**Set problem:** Give back every line exactly as it appears, pictures excluded.

=== Given data ===

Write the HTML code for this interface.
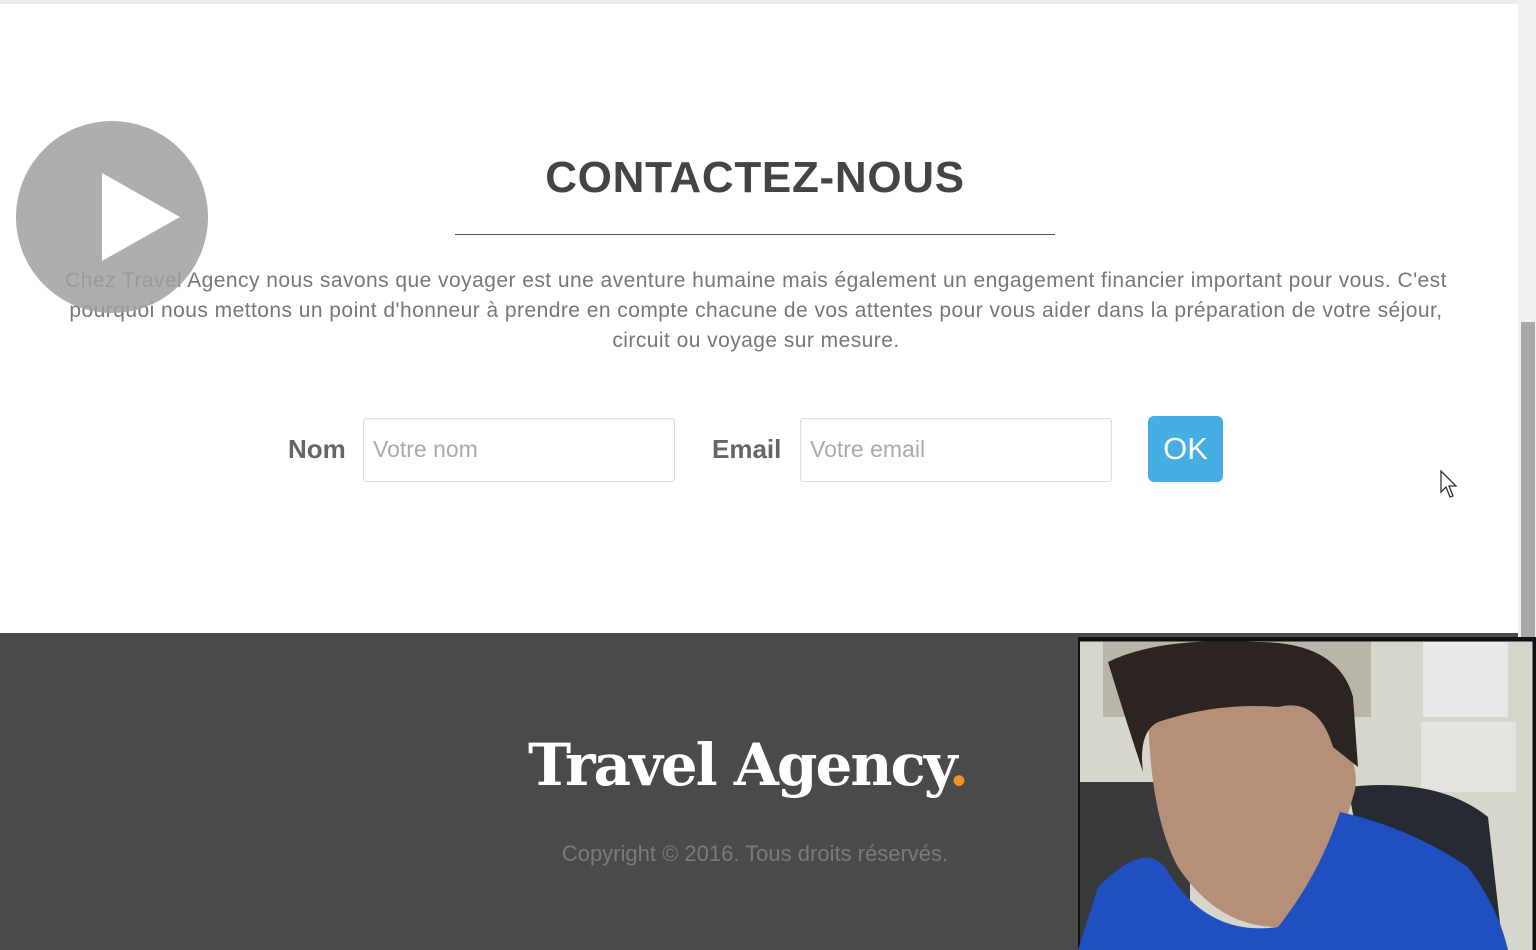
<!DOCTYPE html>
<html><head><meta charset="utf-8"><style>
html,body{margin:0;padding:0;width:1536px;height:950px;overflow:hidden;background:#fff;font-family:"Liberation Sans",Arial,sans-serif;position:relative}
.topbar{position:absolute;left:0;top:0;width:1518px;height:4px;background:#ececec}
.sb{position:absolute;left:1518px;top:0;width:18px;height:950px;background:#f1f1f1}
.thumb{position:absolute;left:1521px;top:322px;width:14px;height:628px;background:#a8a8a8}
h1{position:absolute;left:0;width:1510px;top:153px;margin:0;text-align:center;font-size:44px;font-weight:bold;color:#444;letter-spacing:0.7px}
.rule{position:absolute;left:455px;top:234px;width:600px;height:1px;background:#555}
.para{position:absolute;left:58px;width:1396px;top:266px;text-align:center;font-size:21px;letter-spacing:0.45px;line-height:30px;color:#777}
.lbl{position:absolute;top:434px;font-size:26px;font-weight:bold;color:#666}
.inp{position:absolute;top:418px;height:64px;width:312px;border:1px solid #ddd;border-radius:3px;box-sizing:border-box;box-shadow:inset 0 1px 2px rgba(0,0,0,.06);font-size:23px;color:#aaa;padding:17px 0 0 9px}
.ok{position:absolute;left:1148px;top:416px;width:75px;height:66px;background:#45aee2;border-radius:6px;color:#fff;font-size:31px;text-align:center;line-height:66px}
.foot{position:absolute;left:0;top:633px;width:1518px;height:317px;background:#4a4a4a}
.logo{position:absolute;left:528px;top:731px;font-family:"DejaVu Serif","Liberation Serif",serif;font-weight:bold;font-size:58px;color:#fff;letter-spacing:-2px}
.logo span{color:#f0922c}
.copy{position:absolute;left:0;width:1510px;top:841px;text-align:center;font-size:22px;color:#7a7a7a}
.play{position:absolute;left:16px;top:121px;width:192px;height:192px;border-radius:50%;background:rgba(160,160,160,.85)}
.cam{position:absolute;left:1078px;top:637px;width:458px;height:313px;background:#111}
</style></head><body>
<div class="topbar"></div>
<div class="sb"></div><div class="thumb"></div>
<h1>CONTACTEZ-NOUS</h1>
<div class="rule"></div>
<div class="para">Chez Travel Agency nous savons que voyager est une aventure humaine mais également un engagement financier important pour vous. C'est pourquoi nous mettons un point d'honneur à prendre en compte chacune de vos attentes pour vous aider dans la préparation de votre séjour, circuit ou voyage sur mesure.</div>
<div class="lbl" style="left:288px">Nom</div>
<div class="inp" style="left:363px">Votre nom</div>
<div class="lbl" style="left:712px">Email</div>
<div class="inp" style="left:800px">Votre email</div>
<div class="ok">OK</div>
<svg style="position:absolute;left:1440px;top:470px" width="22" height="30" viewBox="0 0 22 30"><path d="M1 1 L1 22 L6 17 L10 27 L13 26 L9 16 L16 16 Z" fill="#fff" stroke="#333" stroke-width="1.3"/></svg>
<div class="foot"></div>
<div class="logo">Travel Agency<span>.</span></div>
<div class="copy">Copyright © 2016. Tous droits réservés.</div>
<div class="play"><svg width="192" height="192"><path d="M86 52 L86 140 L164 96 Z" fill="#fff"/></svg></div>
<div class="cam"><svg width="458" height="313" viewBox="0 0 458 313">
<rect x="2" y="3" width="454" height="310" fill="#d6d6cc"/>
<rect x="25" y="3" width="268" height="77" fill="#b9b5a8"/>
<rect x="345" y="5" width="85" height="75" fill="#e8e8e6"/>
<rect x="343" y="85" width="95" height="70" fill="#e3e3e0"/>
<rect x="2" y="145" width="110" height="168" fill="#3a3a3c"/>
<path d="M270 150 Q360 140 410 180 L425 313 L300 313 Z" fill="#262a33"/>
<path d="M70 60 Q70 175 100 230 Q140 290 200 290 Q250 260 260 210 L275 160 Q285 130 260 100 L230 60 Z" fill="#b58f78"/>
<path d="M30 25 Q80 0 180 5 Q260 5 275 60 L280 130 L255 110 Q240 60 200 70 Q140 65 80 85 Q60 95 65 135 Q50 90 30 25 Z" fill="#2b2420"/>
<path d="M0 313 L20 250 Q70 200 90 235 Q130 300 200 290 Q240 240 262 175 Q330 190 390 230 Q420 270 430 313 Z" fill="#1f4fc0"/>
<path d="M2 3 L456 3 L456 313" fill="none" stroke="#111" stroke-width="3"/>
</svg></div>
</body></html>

===

**Answer to this exercise:**
Write the HTML code for this interface.
<!DOCTYPE html>
<html><head><meta charset="utf-8"><style>
html,body{margin:0;padding:0;width:1536px;height:950px;overflow:hidden;background:#fff;font-family:"Liberation Sans",Arial,sans-serif;position:relative}
.topbar{position:absolute;left:0;top:0;width:1518px;height:4px;background:#ececec}
.sb{position:absolute;left:1518px;top:0;width:18px;height:950px;background:#f1f1f1}
.thumb{position:absolute;left:1521px;top:322px;width:14px;height:628px;background:#a8a8a8}
h1{position:absolute;left:0;width:1510px;top:153px;margin:0;text-align:center;font-size:44px;font-weight:bold;color:#444;letter-spacing:0.7px}
.rule{position:absolute;left:455px;top:234px;width:600px;height:1px;background:#555}
.para{position:absolute;left:58px;width:1396px;top:266px;text-align:center;font-size:21px;letter-spacing:0.45px;line-height:30px;color:#777}
.lbl{position:absolute;top:434px;font-size:26px;font-weight:bold;color:#666}
.inp{position:absolute;top:418px;height:64px;width:312px;border:1px solid #ddd;border-radius:3px;box-sizing:border-box;box-shadow:inset 0 1px 2px rgba(0,0,0,.06);font-size:23px;color:#aaa;padding:17px 0 0 9px}
.ok{position:absolute;left:1148px;top:416px;width:75px;height:66px;background:#45aee2;border-radius:6px;color:#fff;font-size:31px;text-align:center;line-height:66px}
.foot{position:absolute;left:0;top:633px;width:1518px;height:317px;background:#4a4a4a}
.logo{position:absolute;left:528px;top:731px;font-family:"DejaVu Serif","Liberation Serif",serif;font-weight:bold;font-size:58px;color:#fff;letter-spacing:-2px}
.logo span{color:#f0922c}
.copy{position:absolute;left:0;width:1510px;top:841px;text-align:center;font-size:22px;color:#7a7a7a}
.play{position:absolute;left:16px;top:121px;width:192px;height:192px;border-radius:50%;background:rgba(160,160,160,.85)}
.cam{position:absolute;left:1078px;top:637px;width:458px;height:313px;background:#111}
</style></head><body>
<div class="topbar"></div>
<div class="sb"></div><div class="thumb"></div>
<h1>CONTACTEZ-NOUS</h1>
<div class="rule"></div>
<div class="para">Chez Travel Agency nous savons que voyager est une aventure humaine mais également un engagement financier important pour vous. C'est pourquoi nous mettons un point d'honneur à prendre en compte chacune de vos attentes pour vous aider dans la préparation de votre séjour, circuit ou voyage sur mesure.</div>
<div class="lbl" style="left:288px">Nom</div>
<div class="inp" style="left:363px">Votre nom</div>
<div class="lbl" style="left:712px">Email</div>
<div class="inp" style="left:800px">Votre email</div>
<div class="ok">OK</div>
<svg style="position:absolute;left:1440px;top:470px" width="22" height="30" viewBox="0 0 22 30"><path d="M1 1 L1 22 L6 17 L10 27 L13 26 L9 16 L16 16 Z" fill="#fff" stroke="#333" stroke-width="1.3"/></svg>
<div class="foot"></div>
<div class="logo">Travel Agency<span>.</span></div>
<div class="copy">Copyright © 2016. Tous droits réservés.</div>
<div class="play"><svg width="192" height="192"><path d="M86 52 L86 140 L164 96 Z" fill="#fff"/></svg></div>
<div class="cam"><svg width="458" height="313" viewBox="0 0 458 313">
<rect x="2" y="3" width="454" height="310" fill="#d6d6cc"/>
<rect x="25" y="3" width="268" height="77" fill="#b9b5a8"/>
<rect x="345" y="5" width="85" height="75" fill="#e8e8e6"/>
<rect x="343" y="85" width="95" height="70" fill="#e3e3e0"/>
<rect x="2" y="145" width="110" height="168" fill="#3a3a3c"/>
<path d="M270 150 Q360 140 410 180 L425 313 L300 313 Z" fill="#262a33"/>
<path d="M70 60 Q70 175 100 230 Q140 290 200 290 Q250 260 260 210 L275 160 Q285 130 260 100 L230 60 Z" fill="#b58f78"/>
<path d="M30 25 Q80 0 180 5 Q260 5 275 60 L280 130 L255 110 Q240 60 200 70 Q140 65 80 85 Q60 95 65 135 Q50 90 30 25 Z" fill="#2b2420"/>
<path d="M0 313 L20 250 Q70 200 90 235 Q130 300 200 290 Q240 240 262 175 Q330 190 390 230 Q420 270 430 313 Z" fill="#1f4fc0"/>
<path d="M2 3 L456 3 L456 313" fill="none" stroke="#111" stroke-width="3"/>
</svg></div>
</body></html>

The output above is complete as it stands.